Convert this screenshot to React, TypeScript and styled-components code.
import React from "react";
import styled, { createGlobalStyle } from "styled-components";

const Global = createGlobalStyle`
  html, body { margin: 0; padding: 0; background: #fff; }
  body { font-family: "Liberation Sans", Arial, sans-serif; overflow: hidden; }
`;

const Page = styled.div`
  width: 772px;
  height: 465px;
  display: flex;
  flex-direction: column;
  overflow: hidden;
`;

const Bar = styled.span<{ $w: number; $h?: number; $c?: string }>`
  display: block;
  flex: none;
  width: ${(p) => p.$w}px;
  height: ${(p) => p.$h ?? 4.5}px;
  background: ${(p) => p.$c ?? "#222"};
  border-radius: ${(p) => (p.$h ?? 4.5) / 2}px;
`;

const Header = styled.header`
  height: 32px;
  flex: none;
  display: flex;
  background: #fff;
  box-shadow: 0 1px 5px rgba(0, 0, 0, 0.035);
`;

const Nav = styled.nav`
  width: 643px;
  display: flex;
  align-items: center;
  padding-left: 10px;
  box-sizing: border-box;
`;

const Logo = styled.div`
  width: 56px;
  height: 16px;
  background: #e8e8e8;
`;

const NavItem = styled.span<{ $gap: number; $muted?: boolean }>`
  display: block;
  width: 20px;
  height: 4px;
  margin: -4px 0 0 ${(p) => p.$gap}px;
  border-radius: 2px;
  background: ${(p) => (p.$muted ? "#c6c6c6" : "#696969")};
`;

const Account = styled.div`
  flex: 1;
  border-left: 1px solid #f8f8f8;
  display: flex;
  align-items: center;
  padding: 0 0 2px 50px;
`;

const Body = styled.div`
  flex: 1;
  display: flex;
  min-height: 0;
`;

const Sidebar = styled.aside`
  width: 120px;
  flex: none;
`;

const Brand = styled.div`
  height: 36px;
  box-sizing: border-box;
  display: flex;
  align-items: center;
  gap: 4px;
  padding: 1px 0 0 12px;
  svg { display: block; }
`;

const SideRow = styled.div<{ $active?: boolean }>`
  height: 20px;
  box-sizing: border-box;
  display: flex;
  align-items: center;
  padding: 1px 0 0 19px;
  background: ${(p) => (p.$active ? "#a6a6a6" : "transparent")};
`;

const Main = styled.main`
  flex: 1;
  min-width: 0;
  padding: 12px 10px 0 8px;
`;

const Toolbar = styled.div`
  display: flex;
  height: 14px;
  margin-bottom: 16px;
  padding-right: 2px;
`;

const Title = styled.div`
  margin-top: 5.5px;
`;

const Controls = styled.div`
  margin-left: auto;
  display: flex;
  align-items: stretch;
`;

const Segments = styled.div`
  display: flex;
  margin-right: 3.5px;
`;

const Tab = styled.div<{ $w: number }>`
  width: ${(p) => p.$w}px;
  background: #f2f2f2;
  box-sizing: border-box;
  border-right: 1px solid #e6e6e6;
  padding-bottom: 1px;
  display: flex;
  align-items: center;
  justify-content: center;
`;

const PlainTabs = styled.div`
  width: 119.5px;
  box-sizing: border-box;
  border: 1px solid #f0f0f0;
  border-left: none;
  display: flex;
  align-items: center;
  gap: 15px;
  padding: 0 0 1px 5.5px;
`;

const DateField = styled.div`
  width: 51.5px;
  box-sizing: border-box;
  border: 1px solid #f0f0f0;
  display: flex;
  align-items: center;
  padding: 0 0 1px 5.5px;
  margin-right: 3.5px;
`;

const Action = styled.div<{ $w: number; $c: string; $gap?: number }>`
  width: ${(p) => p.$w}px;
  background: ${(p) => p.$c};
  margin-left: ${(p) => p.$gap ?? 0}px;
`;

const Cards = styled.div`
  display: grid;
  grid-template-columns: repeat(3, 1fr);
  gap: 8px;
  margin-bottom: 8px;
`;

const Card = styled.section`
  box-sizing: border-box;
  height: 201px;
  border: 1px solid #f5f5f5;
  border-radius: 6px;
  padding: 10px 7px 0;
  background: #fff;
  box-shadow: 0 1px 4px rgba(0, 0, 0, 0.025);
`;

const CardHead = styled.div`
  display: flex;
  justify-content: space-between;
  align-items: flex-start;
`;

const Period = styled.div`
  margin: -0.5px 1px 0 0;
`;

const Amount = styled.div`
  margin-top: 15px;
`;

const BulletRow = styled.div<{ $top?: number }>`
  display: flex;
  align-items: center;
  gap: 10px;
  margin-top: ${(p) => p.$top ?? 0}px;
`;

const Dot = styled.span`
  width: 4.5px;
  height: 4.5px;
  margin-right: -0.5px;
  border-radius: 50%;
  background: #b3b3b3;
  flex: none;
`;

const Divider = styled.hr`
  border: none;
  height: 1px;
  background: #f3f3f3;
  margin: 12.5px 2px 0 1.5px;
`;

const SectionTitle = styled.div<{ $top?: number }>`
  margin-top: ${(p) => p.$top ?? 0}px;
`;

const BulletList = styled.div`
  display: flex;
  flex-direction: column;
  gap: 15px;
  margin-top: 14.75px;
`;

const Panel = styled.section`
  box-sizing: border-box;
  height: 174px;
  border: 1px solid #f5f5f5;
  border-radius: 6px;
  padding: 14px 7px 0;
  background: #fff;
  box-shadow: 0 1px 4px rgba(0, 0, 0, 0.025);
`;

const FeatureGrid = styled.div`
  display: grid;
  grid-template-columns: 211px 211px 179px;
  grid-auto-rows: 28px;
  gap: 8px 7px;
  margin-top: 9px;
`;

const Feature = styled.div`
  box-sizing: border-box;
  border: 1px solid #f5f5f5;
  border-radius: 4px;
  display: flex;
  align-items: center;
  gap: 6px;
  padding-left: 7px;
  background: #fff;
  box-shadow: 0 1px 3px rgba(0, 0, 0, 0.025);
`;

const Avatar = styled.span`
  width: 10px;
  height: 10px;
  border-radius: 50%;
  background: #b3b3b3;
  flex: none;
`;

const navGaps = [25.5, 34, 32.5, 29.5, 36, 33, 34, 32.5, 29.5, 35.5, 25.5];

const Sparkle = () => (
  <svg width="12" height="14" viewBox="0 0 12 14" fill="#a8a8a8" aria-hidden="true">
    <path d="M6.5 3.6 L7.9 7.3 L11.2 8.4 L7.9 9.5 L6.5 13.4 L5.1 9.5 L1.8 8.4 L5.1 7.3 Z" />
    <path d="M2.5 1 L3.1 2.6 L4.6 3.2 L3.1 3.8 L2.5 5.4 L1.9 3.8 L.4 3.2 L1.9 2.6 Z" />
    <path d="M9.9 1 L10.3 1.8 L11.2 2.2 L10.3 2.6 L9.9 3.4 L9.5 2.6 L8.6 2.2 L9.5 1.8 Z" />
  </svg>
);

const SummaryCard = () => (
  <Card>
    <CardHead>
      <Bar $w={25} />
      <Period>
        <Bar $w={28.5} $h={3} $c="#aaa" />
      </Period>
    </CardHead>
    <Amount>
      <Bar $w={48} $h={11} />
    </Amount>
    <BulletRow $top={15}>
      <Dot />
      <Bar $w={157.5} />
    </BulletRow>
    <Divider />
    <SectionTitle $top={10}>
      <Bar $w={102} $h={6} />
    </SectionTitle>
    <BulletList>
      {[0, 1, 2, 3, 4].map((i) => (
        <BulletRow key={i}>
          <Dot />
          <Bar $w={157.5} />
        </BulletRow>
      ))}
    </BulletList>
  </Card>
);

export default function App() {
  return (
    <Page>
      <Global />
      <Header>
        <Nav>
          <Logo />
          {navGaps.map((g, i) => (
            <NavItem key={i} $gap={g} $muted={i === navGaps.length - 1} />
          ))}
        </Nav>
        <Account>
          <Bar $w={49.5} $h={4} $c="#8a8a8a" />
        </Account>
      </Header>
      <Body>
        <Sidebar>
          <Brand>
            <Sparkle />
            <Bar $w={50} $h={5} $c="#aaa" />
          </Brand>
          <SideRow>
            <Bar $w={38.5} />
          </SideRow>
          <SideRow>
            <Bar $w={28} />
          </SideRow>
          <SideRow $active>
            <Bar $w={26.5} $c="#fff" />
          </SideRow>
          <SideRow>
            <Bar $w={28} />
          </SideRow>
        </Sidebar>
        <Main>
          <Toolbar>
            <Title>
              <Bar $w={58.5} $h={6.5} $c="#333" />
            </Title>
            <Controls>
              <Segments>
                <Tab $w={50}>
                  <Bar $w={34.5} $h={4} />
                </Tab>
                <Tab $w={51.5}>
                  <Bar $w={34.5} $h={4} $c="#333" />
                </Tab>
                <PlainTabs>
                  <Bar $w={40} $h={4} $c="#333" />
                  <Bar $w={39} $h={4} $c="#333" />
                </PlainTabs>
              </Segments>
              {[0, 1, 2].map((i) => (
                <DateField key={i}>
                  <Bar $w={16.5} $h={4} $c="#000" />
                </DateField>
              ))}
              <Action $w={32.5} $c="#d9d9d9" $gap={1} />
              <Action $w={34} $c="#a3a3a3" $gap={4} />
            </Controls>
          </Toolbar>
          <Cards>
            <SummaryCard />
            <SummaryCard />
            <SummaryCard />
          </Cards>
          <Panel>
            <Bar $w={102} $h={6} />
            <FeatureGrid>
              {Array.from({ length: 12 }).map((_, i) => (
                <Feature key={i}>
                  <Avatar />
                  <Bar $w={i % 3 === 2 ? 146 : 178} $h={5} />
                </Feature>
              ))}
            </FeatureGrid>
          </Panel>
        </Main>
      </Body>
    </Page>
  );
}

WORK TO COMPLETE – Tally the lines holding the string "components" and give only the count.

FULL OUTPUT – 2